## [INFORMATION SHOWN]
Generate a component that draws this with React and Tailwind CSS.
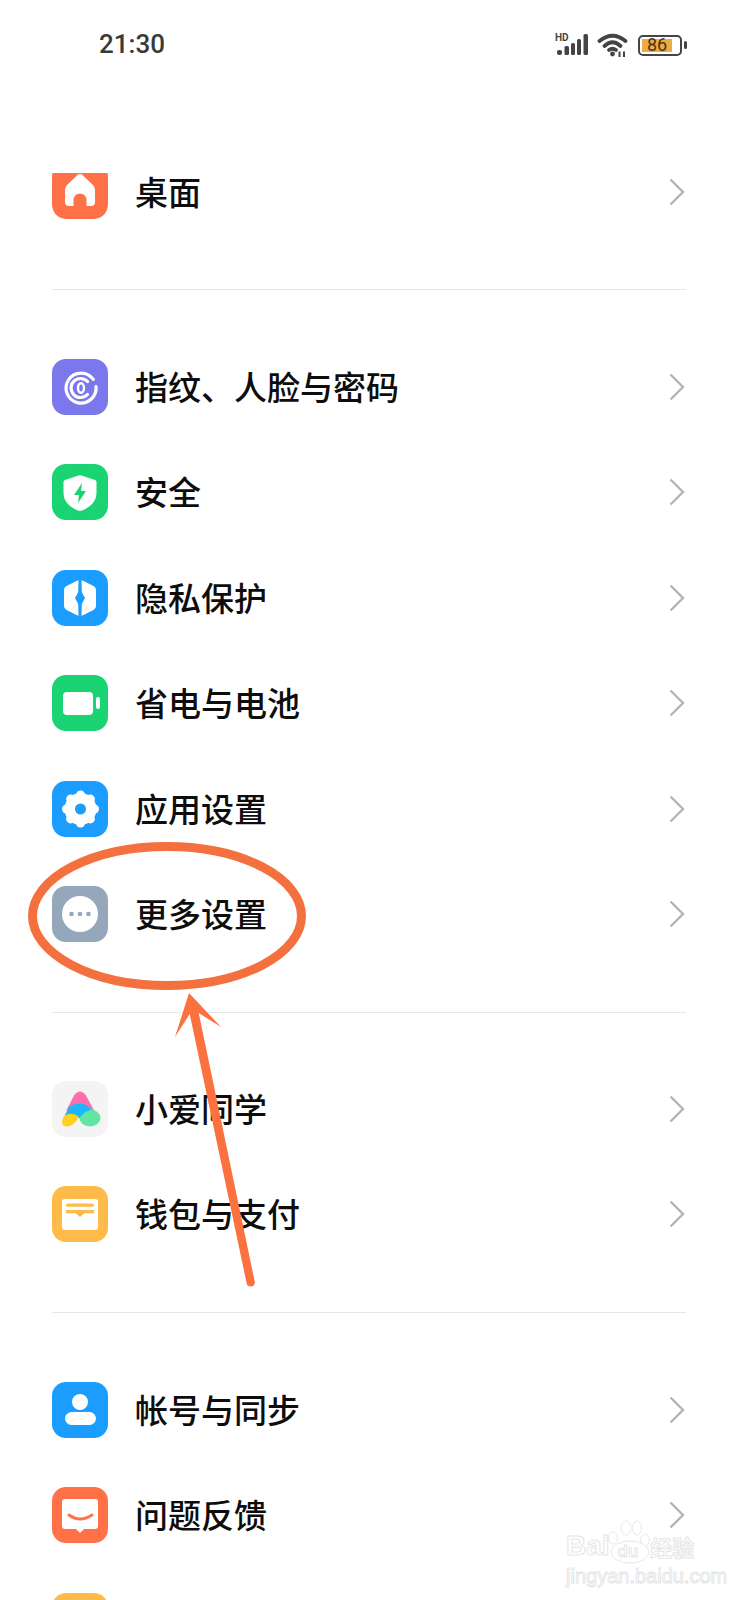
import React from "react";

const ORANGE = "#ff7147";
const GREEN = "#1ad373";
const BLUE = "#1a9dfe";

function Tile({ bg, children }) {
  return (
    <svg width="56" height="56" viewBox="0 0 56 56" className="block shrink-0">
      <rect width="56" height="56" rx="14" fill={bg} />
      {children}
    </svg>
  );
}

function Home() {
  return (
    <svg width="56" height="56" viewBox="0 0 56 56" className="block shrink-0 -mt-[10px]">
      <rect width="56" height="56" rx="14" fill={ORANGE} />
      <path
        d="M28 11C29.2 11 30.2 11.5 31 12.5L41 22Q43 24 43 27V39Q43 43 39 43H34.5V36.5A6.5 6 0 0 0 21.5 36.5V43H17Q13 43 13 39V27Q13 24 15 22L25 12.5C25.8 11.5 26.8 11 28 11Z"
        fill="#fff"
      />
    </svg>
  );
}

function Fingerprint() {
  return (
    <Tile bg="#7b78ee">
      <g fill="none" stroke="#fff" strokeWidth="3.2" strokeLinecap="round">
        <path d="M41.3 20.4A15 15 0 1 0 44 27.7" />
        <path d="M35.5 22.5A9.5 9.5 0 1 0 35.5 35.5" />
        <ellipse cx="29" cy="29" rx="3" ry="4.8" strokeWidth="2.4" />
      </g>
    </Tile>
  );
}

function Shield() {
  return (
    <Tile bg={GREEN}>
      <path
        d="M26.5 11.4Q28 11 29.5 11.4L43 16Q44.5 16.5 44.5 18V29C44.5 39 36 44 30 46.5Q28 47.2 26 46.5C20 44 11.5 39 11.5 29V18Q11.5 16.5 13 16Z"
        fill="#fff"
      />
      <path d="M30 19L22 31H27L26 39L34 27H29Z" fill={GREEN} />
    </Tile>
  );
}

function Privacy() {
  return (
    <Tile bg={BLUE}>
      <path
        d="M25 10.8Q28 9.6 31 10.8L41.5 16Q44 17.2 44 20V36Q44 38.8 41.5 40L31 45.2Q28 46.4 25 45.2L14.5 40Q12 38.8 12 36V20Q12 17.2 14.5 16Z"
        fill="#fff"
      />
      <path d="M26.6 8H29.4L29.8 22L33 28L29.8 34L29.4 48H26.6L26.2 34L23 28L26.2 22Z" fill={BLUE} />
    </Tile>
  );
}

function BatteryIcon() {
  return (
    <Tile bg={GREEN}>
      <rect x="11" y="17" width="30" height="23" rx="4" fill="#fff" />
      <rect x="44" y="22" width="4" height="12" rx="2" fill="#fff" />
    </Tile>
  );
}

function Gear() {
  const petals = [0, 45, 90, 135, 180, 225, 270, 315];
  return (
    <Tile bg={BLUE}>
      <circle cx="28.5" cy="28" r="16" fill="#fff" />
      {petals.map((a) => (
        <circle
          key={a}
          cx={28.5 + 14 * Math.cos((a * Math.PI) / 180)}
          cy={28 + 14 * Math.sin((a * Math.PI) / 180)}
          r="4.5"
          fill="#fff"
        />
      ))}
      <circle cx="28.5" cy="28" r="5.5" fill={BLUE} />
    </Tile>
  );
}

function More() {
  return (
    <Tile bg="#94a7bb">
      <circle cx="28" cy="28" r="18" fill="#fff" />
      <circle cx="19.5" cy="28" r="2.3" fill="#94a7bb" />
      <circle cx="28" cy="28" r="2.3" fill="#94a7bb" />
      <circle cx="36.5" cy="28" r="2.3" fill="#94a7bb" />
    </Tile>
  );
}

function XiaoAi() {
  return (
    <Tile bg="#f4f4f4">
      <path d="M14 30L22 14.5Q28 6.5 34 14.5L43 31Q30 18 14 30Z" fill="#ff6fae" />
      <ellipse cx="38" cy="37" rx="10.5" ry="8.5" fill="#63e5a2" />
      <path d="M12 36L17 26Q29 18 40 28.5L37 29.5Q31 31 27.5 37.5Q19 31 12 36Z" fill="#1eb6f7" />
      <path d="M10 40Q11 34 17 33Q23 32 27 36.5Q21 45.5 15 45.5Q10 45.5 10 40Z" fill="#ffd01f" />
    </Tile>
  );
}

function Wallet({ color = "#ffbb4a" }) {
  return (
    <Tile bg={color}>
      <rect x="10" y="13" width="36" height="31" rx="3" fill="#fff" />
      <rect x="14" y="17.5" width="28" height="3.2" rx="1.6" fill={color} />
      <path d="M14 24H42V27.2H32.5L28 31L23.5 27.2H14Z" fill={color} />
    </Tile>
  );
}

function Account() {
  return (
    <Tile bg={BLUE}>
      <circle cx="28" cy="20" r="8" fill="#fff" />
      <rect x="13" y="30" width="31" height="13" rx="6.5" fill="#fff" />
    </Tile>
  );
}

function Feedback() {
  return (
    <Tile bg={ORANGE}>
      <path
        d="M13 12H43Q46 12 46 15V39Q46 42 43 42H32L28 46L24 42H13Q10 42 10 39V15Q10 12 13 12Z"
        fill="#fff"
      />
      <path d="M17 28Q28 36 40 28" fill="none" stroke={ORANGE} strokeWidth="3" strokeLinecap="round" />
    </Tile>
  );
}

function Chevron() {
  return (
    <svg width="16" height="28" viewBox="0 0 16 28" className="mr-[1px] shrink-0">
      <path d="M1.5 1.5L14 14L1.5 26.5" fill="none" stroke="#b4b4b4" strokeWidth="2.4" />
    </svg>
  );
}

function Row({ icon, label }) {
  return (
    <div className="flex h-[105.5px] items-center">
      {icon}
      <span className="mb-[1px] ml-[27px] flex-1 text-[33px] leading-none font-medium text-[#0d0d0d]">{label}</span>
      <Chevron />
    </div>
  );
}

function StatusBar() {
  return (
    <div className="flex h-[139px] items-start justify-between pt-[33px] pr-[51px] pl-[99px]">
      <span className="text-[26px] leading-[22px] font-medium text-[#3a3a3a] font-['Roboto',sans-serif]">21:30</span>
      <div className="flex items-center gap-[9px]">
        <svg width="33" height="24" viewBox="0 0 33 24">
          <text x="0" y="8" fontSize="10" fontWeight="700" fontFamily="Roboto, sans-serif" fill="#444">
            HD
          </text>
          <rect x="2" y="17" width="5" height="5" rx="2" fill="#444" />
          <rect x="9.5" y="13" width="4.5" height="9" rx="1.5" fill="#444" />
          <rect x="16" y="10" width="4" height="12" rx="1.5" fill="#444" />
          <rect x="22" y="6" width="4" height="16" rx="1.5" fill="#444" />
          <rect x="28.5" y="1" width="4.5" height="21" rx="1.5" fill="#444" />
        </svg>
        <svg width="32" height="24" viewBox="0 0 32 24">
          <g fill="none" stroke="#444" strokeWidth="3.8" strokeLinecap="round">
            <path d="M2.5 8Q15.5 -2.5 28.5 8" />
            <path d="M7.5 13Q15.5 5.5 23.5 13" />
            <path d="M12 17Q15.5 14.5 19 17" />
          </g>
          <circle cx="15.5" cy="21" r="2.4" fill="#444" />
          <path d="M22.5 24V18.5M27 24V18.5" stroke="#444" strokeWidth="2" />
        </svg>
        <div className="flex items-center gap-[2px]">
          <div className="flex h-[21px] w-[44px] items-center rounded-[5px] border-2 border-[#444] p-[2px]">
            <div className="flex h-full w-[30px] items-center justify-center bg-[#eeab45] text-[18px] leading-none text-[#4a3210] font-['Roboto',sans-serif]">
              86
            </div>
          </div>
          <div className="h-[8px] w-[3px] rounded-full bg-[#444]" />
        </div>
      </div>
    </div>
  );
}

function Annotation() {
  return (
    <svg width="738" height="1600" viewBox="0 0 738 1600" className="pointer-events-none absolute top-0 left-0">
      <ellipse cx="167" cy="916" rx="134.5" ry="69.5" fill="none" stroke="#f4713f" strokeWidth="9" />
      <path d="M189 993L221 1027L198.7 1013L255 1283Q253 1289 247 1285L189.7 1014L175 1037Z" fill="#fb7240" />
    </svg>
  );
}

function Watermark() {
  return (
    <div className="pointer-events-none absolute top-[1518px] left-[566px] w-[136px] font-['Liberation_Sans','Noto_Sans_CJK_SC',sans-serif] text-white [-webkit-text-stroke:1px_#e6e6e6]">
      <svg width="60" height="48" viewBox="0 0 60 48" className="absolute top-0 left-[42px]">
        <g fill="#fff" stroke="#e8e8e8" strokeWidth="1">
          <ellipse cx="5" cy="20" rx="4.5" ry="6" />
          <ellipse cx="18" cy="10" rx="5" ry="7" />
          <ellipse cx="29" cy="10" rx="4.5" ry="7" />
          <ellipse cx="37" cy="22" rx="4.5" ry="6" />
          <ellipse cx="22" cy="34" rx="19" ry="11" />
        </g>
      </svg>
      <div className="relative flex h-[42px] items-end">
        <span className="text-[28px] leading-none font-bold">Bai</span>
        <span className="ml-[8px] text-[17px] leading-none font-bold">du</span>
        <span className="ml-[12px] text-[22px] leading-none font-bold">经验</span>
      </div>
      <div className="relative mt-[6px] whitespace-nowrap text-[20px] leading-none">jingyan.baidu.com</div>
    </div>
  );
}

export default function App() {
  return (
    <div className="relative h-[1600px] w-[738px] overflow-hidden bg-white font-['Noto_Sans_CJK_SC','Noto_Sans',sans-serif]">
      <StatusBar />
      <div className="px-[52px]">
        <Row
          label="桌面"
          icon={
            <div className="mt-2 h-[46px] w-[56px] shrink-0 overflow-hidden rounded-b-[14px]">
              <Home />
            </div>
          }
        />
        <div className="mt-[44.5px] mb-[44px] h-px bg-[#e6e6e6]" />
        <Row label="指纹、人脸与密码" icon={<Fingerprint />} />
        <Row label="安全" icon={<Shield />} />
        <Row label="隐私保护" icon={<Privacy />} />
        <Row label="省电与电池" icon={<BatteryIcon />} />
        <Row label="应用设置" icon={<Gear />} />
        <Row label="更多设置" icon={<More />} />
        <div className="mt-[45px] mb-[43px] h-px bg-[#e6e6e6]" />
        <Row label="小爱同学" icon={<XiaoAi />} />
        <Row label="钱包与支付" icon={<Wallet />} />
        <div className="mt-[45px] mb-[44px] h-px bg-[#e6e6e6]" />
        <Row label="帐号与同步" icon={<Account />} />
        <Row label="问题反馈" icon={<Feedback />} />
        <Row label="" icon={<Wallet />} />
      </div>
      <Annotation />
      <Watermark />
    </div>
  );
}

## [REQUIREMENTS]
Show each line of the data that contains the string "React".

## [THE OUTPUT]
Generate a component that draws this with React and Tailwind CSS.
import React from "react";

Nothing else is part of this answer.